Тетя дала мне гречневой каши с молоком, а к ней белую булку и сливочное масло. Такую еду я получила от нее впервые. Но тетя позаботилась обо мне вовсе не из-за угрызений совести, а из-за моей худобы. В погребе я сильно похудела. И тетя сказала: «Ну что ты за дрянь такая! Почему похудела? Кто поверит, что ты исцелилась?»
Она задумалась насчет новой истории для меня и вскоре объявила, что история готова: меня сбила машина, и я впала в кому, а врачи оказались бессильны, и только сожженная пятирублевка заставила меня очнуться, да еще встать на ноги, да так крепко, что я вместе с любимой тетей еду домой!
Тетя сама надела мне на голову платок, повязав его плотнее и крепче обычного, и в таком виде – с посиневшим, опухшим лицом в плотно прилегающем платке – я стала походить на девочку, с которой невесть что приключилось, какая-то невероятно жуткая история.
Но тетя осталась недовольна и покачала головой. Как опытная мошенница, она хорошо знала, что любое злоупотребление детьми сразу бросается в глаза. Мой разнесчастный вид мог вызвать недоверие и множество нежелательных вопросов.

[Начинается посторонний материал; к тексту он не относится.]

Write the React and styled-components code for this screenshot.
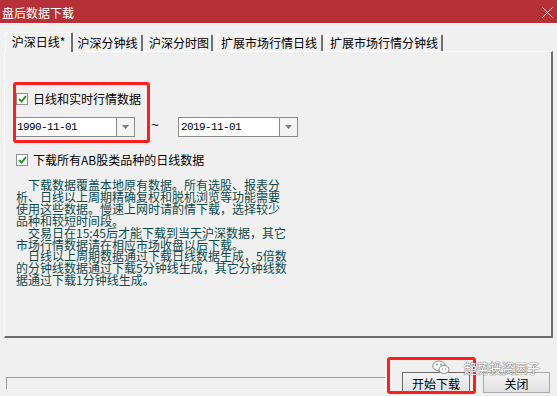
import React from 'react';
import styled, { createGlobalStyle } from 'styled-components';

const Global = createGlobalStyle`
  html, body { margin: 0; padding: 0; background: #f0f0f0; }
  body {
    width: 557px; height: 396px; overflow: hidden;
    font-family: "Noto Sans CJK SC", "Noto Sans", sans-serif;
  }
`;

const Window = styled.div`
  position: relative;
  width: 557px;
  height: 396px;
  display: flex;
  flex-direction: column;
  background: #f0f0f0;
  overflow: hidden;
`;

const TitleBar = styled.div`
  flex: 0 0 23px;
  box-sizing: border-box;
  background: #b53137;
  color: #fff;
  display: flex;
  align-items: center;
  justify-content: space-between;
  padding: 2px 4px 0 2px;
  font-size: 12px;
`;

const TitleText = styled.span`
  line-height: 12px;
`;

const Content = styled.div`
  padding: 9px 4px 0 4px;
  display: flex;
  flex-direction: column;
`;

const TabStrip = styled.div`
  display: flex;
  align-items: flex-end;
  gap: 3px;
  height: 19px;
  padding-left: 1px;
  position: relative;
  z-index: 1;
`;

const Tab = styled.div`
  box-sizing: border-box;
  width: ${p => p.$w}px;
  height: ${p => (p.$active ? 20 : 17)}px;
  margin-right: ${p => (p.$active ? -3 : 0)}px;
  margin-bottom: ${p => (p.$active ? -1 : 0)}px;
  background: #f0f0f0;
  border-top: 1px solid #fff;
  border-left: 1px solid #fff;
  border-right: 2px solid #707070;
  border-radius: 2px 2px 0 0;
  font-size: 12px;
  line-height: 12px;
  color: #000;
  display: flex;
  align-items: center;
  justify-content: center;
  padding-bottom: ${p => (p.$active ? 2 : 0)}px;
  white-space: nowrap;
`;

const Panel = styled.div`
  box-sizing: border-box;
  width: 549px;
  height: 287px;
  border-top: 1px solid #fff;
  border-left: 1px solid #fff;
  border-right: 2px solid #6d6d6d;
  border-bottom: 2px solid #6d6d6d;
  padding: 39px 0 0 9px;
  display: flex;
  flex-direction: column;
`;

const Row = styled.div`
  display: flex;
  align-items: center;
  height: ${p => p.$h || 16}px;
  margin-top: ${p => p.$mt || 0}px;
`;

const Box = styled.span`
  box-sizing: border-box;
  width: 12px;
  height: 12px;
  margin-left: 2px;
  border: 1px solid #8e8e8e;
  background: #fff;
  display: flex;
  align-items: center;
  justify-content: center;
`;

const Label = styled.span`
  margin-left: 5px;
  font-size: 12px;
  line-height: 12px;
  color: #000;
`;

const Combo = styled.div`
  box-sizing: border-box;
  width: ${p => p.$w}px;
  height: 20px;
  border: 1px solid #8c8c8c;
  background: #fff;
  display: flex;
  align-items: stretch;
`;

const ComboText = styled.span`
  flex: 1;
  padding-left: 2px;
  display: flex;
  align-items: center;
  font-family: "Liberation Mono", "DejaVu Sans Mono", monospace;
  font-size: 11px;
  letter-spacing: -0.6px;
  color: #000;
`;

const ComboButton = styled.span`
  width: 17px;
  border-left: 1px solid #8c8c8c;
  background: #f4f4f4;
  display: flex;
  align-items: center;
  justify-content: center;
`;

const Tilde = styled.span`
  width: 12px;
  margin: 0 17px 0 14px;
  font-family: "Liberation Sans", sans-serif;
  font-size: 13px;
  line-height: 12px;
  color: #000;
  text-align: center;
  position: relative;
  top: -2px;
`;

const Notes = styled.div`
  margin-top: 11px;
  padding-left: 2px;
  font-size: 12px;
  line-height: 11.9px;
  color: #0f4a4a;
  white-space: pre;
`;

const Footer = styled.div`
  flex: 1;
  display: flex;
  align-items: flex-end;
  padding: 0 7px 3px 6px;
`;

const Progress = styled.div`
  box-sizing: border-box;
  width: 380px;
  height: 13px;
  margin-bottom: 3px;
  border-top: 1px solid #a0a0a0;
  border-left: 1px solid #a0a0a0;
  border-bottom: 1px solid #fff;
  border-right: 1px solid #fff;
`;

const Button = styled.button`
  box-sizing: border-box;
  width: ${p => p.$w}px;
  height: 21px;
  margin: 0 0 0 ${p => p.$ml}px;
  padding: 2px 0 0;
  border: 1px solid ${p => (p.$default ? '#6b6b6b' : '#a9a9a9')};
  background: linear-gradient(#f3f3f3, #e2e2e2);
  font-family: "Noto Sans CJK SC", sans-serif;
  font-size: 12px;
  line-height: 12px;
  color: #000;
`;

const RedBox = styled.div`
  position: absolute;
  box-sizing: border-box;
  left: ${p => p.$x}px;
  top: ${p => p.$y}px;
  width: ${p => p.$w}px;
  height: ${p => p.$h}px;
  border: 3px solid #ff1e1e;
  border-radius: 3px;
  pointer-events: none;
`;

const Watermark = styled.div`
  position: absolute;
  left: 432px;
  top: 360px;
  display: flex;
  align-items: center;
  gap: 14px;
  pointer-events: none;
`;

const WatermarkText = styled.span`
  font-size: 13px;
  line-height: 14px;
  letter-spacing: -0.4px;
  color: #fff;
  text-shadow: 0 0 1px #666, 0 0 1px #666, 0 0 1px #777;
`;

const Check = () => (
  <svg width="9" height="8" viewBox="0 0 9 8">
    <path d="M1 4 L3.5 6.5 L8 1.2" fill="none" stroke="#1f9e1f" strokeWidth="2" />
  </svg>
);

const Arrow = () => (
  <svg width="7" height="4" viewBox="0 0 7 4">
    <path d="M0 0 H7 L3.5 4 Z" fill="#7d7d7d" />
  </svg>
);

const CloseIcon = () => (
  <svg width="11" height="11" viewBox="0 0 11 11">
    <path d="M0.5 0.5 L10.5 10.5 M10.5 0.5 L0.5 10.5" stroke="#fff" strokeWidth="1" />
  </svg>
);

const WeChat = () => (
  <svg width="18" height="15" viewBox="0 0 18 15">
    <ellipse cx="7" cy="6" rx="6.2" ry="5" fill="#fff" stroke="#888" strokeWidth="1" />
    <ellipse cx="12" cy="9.5" rx="5" ry="4" fill="#fff" stroke="#888" strokeWidth="1" />
    <circle cx="5" cy="4.5" r="0.9" fill="#888" />
    <circle cx="9" cy="4.5" r="0.9" fill="#888" />
    <circle cx="10.5" cy="9" r="0.7" fill="#888" />
    <circle cx="13.5" cy="9" r="0.7" fill="#888" />
  </svg>
);

const tabs = [
  { label: '沪深日线*', w: 68, active: true },
  { label: '沪深分钟线', w: 70 },
  { label: '沪深分时图', w: 67 },
  { label: '扩展市场行情日线', w: 107 },
  { label: '扩展市场行情分钟线', w: 117 },
];

const notes = [
  '　下载数据覆盖本地原有数据。所有选股、报表分',
  '析、日线以上周期精确复权和脱机浏览等功能需要',
  '使用这些数据。慢速上网时请酌情下载，选择较少',
  '品种和较短时间段。',
  '　交易日在15:45后才能下载到当天沪深数据，其它',
  '市场行情数据请在相应市场收盘以后下载。',
  '　日线以上周期数据通过下载日线数据生成，5倍数',
  '的分钟线数据通过下载5分钟线生成，其它分钟线数',
  '据通过下载1分钟线生成。',
].join('\n');

export default function App() {
  return (
    <Window>
      <Global />
      <TitleBar>
        <TitleText>盘后数据下载</TitleText>
        <CloseIcon />
      </TitleBar>
      <Content>
        <TabStrip>
          {tabs.map(t => (
            <Tab key={t.label} $w={t.w} $active={t.active}>{t.label}</Tab>
          ))}
        </TabStrip>
        <Panel>
          <Row>
            <Box><Check /></Box>
            <Label>日线和实时行情数据</Label>
          </Row>
          <Row $h={20} $mt={10}>
            <Combo $w={121}>
              <ComboText>1990-11-01</ComboText>
              <ComboButton><Arrow /></ComboButton>
            </Combo>
            <Tilde>~</Tilde>
            <Combo $w={120}>
              <ComboText>2019-11-01</ComboText>
              <ComboButton><Arrow /></ComboButton>
            </Combo>
          </Row>
          <Row $mt={15}>
            <Box><Check /></Box>
            <Label>下载所有AB股类品种的日线数据</Label>
          </Row>
          <Notes>{notes}</Notes>
        </Panel>
      </Content>
      <Footer>
        <Progress />
        <Button $w={68} $ml={16} $default>开始下载</Button>
        <Button $w={67} $ml={13}>关闭</Button>
      </Footer>
      <RedBox $x={13} $y={82} $w={137} $h={61} />
      <RedBox $x={387} $y={357} $w={89} $h={37} />
      <Watermark>
        <WeChat />
        <WatermarkText>趋势投资因子</WatermarkText>
      </Watermark>
    </Window>
  );
}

Раздосадованная тетя разозлилась и стала ходить с угла в угол, уперев руки в бока и что-то бормоча.
Наверное, она гадала: рискнуть или не рисковать?
Я уже знала эту женщину: она не могла отречься от своей жадности. Бросить мысли о деньгах – это для нее означало бы, что нужно перестать дышать.
Меньше всего тетя думала о том, что именно по ее вине мое лицо не соответствует ее бредням об исцелении.
Я думаю, она вообще не умела себя упрекать. Такие люди о себе плохо никогда не думают. Даже после массы необдуманных поступков они обвиняют других, а о себе предпочитают молчать.
Отвратительный порок. Один из самых гнусных.
Таким человеком была эта тетя Света.
Мне она была ненавистна. Я прятала от нее глаза. Я хотела бы вообще никогда не говорить с ней. И хотела бы сбежать, и согласилась бы жить в детском доме.
Тетя вдруг все это почувствовала и громко сказала: «Думаешь, что сбежишь? Выйдешь на улицу и сиганешь? Не-ет, детка, не выйдет. Я тебя найду, схвачу и три шкуры спущу. А потом посажу в тюрьму. Скажу, что ты у меня золотые сережки украла и кулон. И еще деньги утащила из кошелька. И облигации. И все это потянет на три года в детской колонии… А там тебя юные бандитки, как таракана, раздавят. Это те, которые с детства пьют, курят, воруют и на отца с матерью с ножом бросаются. Они тебя в первый же день растерзают, вот увидишь!»